One thing I am impressed with regarding HWB is that there are four featurettes and a gag reel on the home release, making for nearly 30 minutes of special features. In an industry that’s slowly fading these out, it’s honestly nice to get something that’s more than a four-minute highlight reel of the cast and crew. In these, you actually get some sense of what making the film was like, how the cast views their characters from one film to another, what it was like for newer cast members to work with the original group, and more. No joke, it’s refreshing to have this much material to extend the viewing experience on a new home release.

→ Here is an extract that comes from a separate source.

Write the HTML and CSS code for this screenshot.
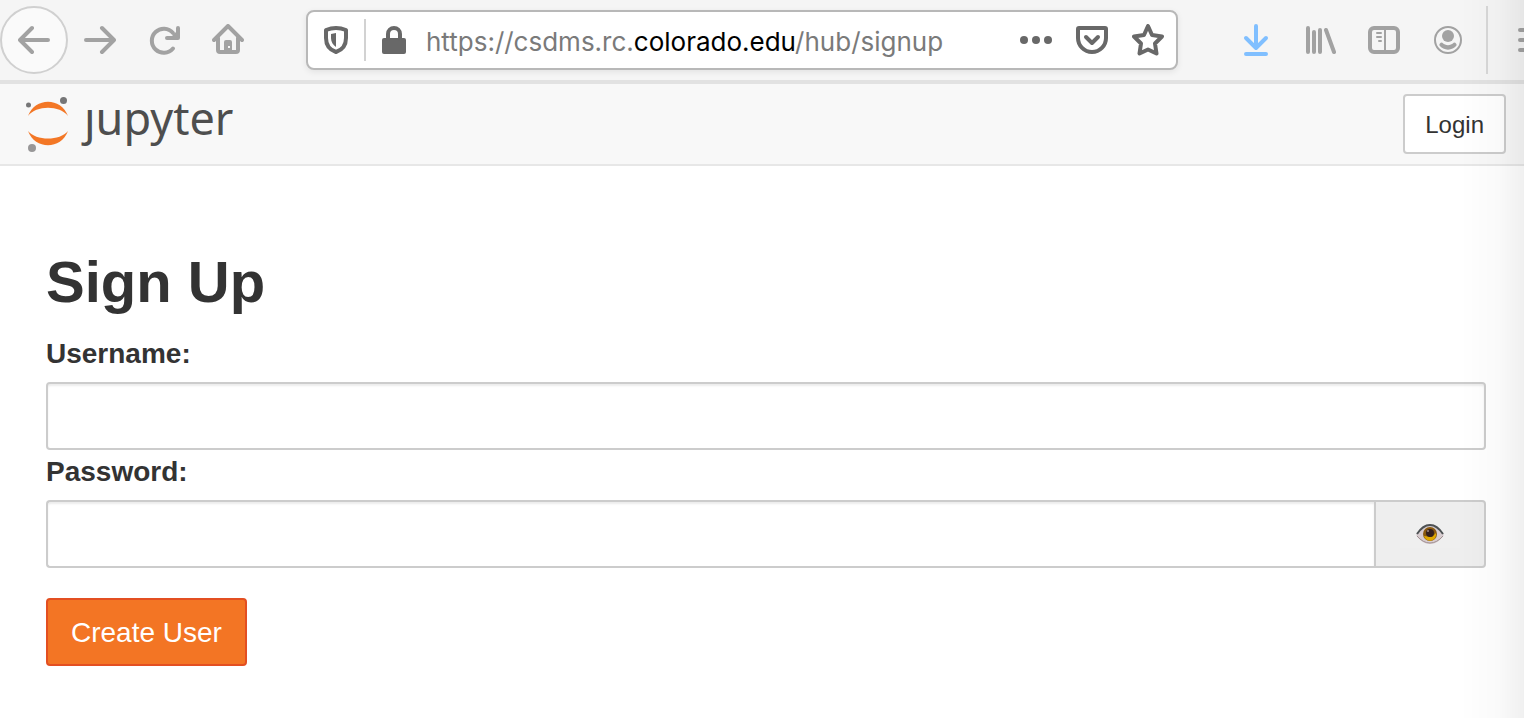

I’ll be the first to admit there’s nothing wrong with mindless entertainment. Some of my favorite films from Reynolds, Jackson, and Hayek would fit nicely into that category. Thing is, few of them are as mean-spirited as HWB is. So while there are aspects that are fun (I really do like Morgan Freeman in this; the bit with decoys near the end is darkly hilarious, and the bit on the yacht is great), a lot of the comedy just comes from belittling someone else. In criticism, one should always review the film in front of them, not the film they want the film to be. In this case, this film eschews what made the first film unique and fun for something that brings down franchises. More does not equal better. But, if you dug it, at least you’ve got some decent bonus features to extend the experience.
Hitman’s Wife’s Bodyguard Special Features:
- Ryan, Sam, Salma: One F’d Up Family (9:09)
- Gone Soft: The New Michael Bryce (7:21)
- Hitman’s Wife’s Bodyguard: #stuntlife” (7:47)
- On the Set of Hitman’s Wife’s Bodyguard (4:02)
- Gag Reel (4:40)
- Theatrical Trailers
Available on digital July 23rd, 2021
Available on 4K UHD, Blu-ray, and DVD August 17th, 2021.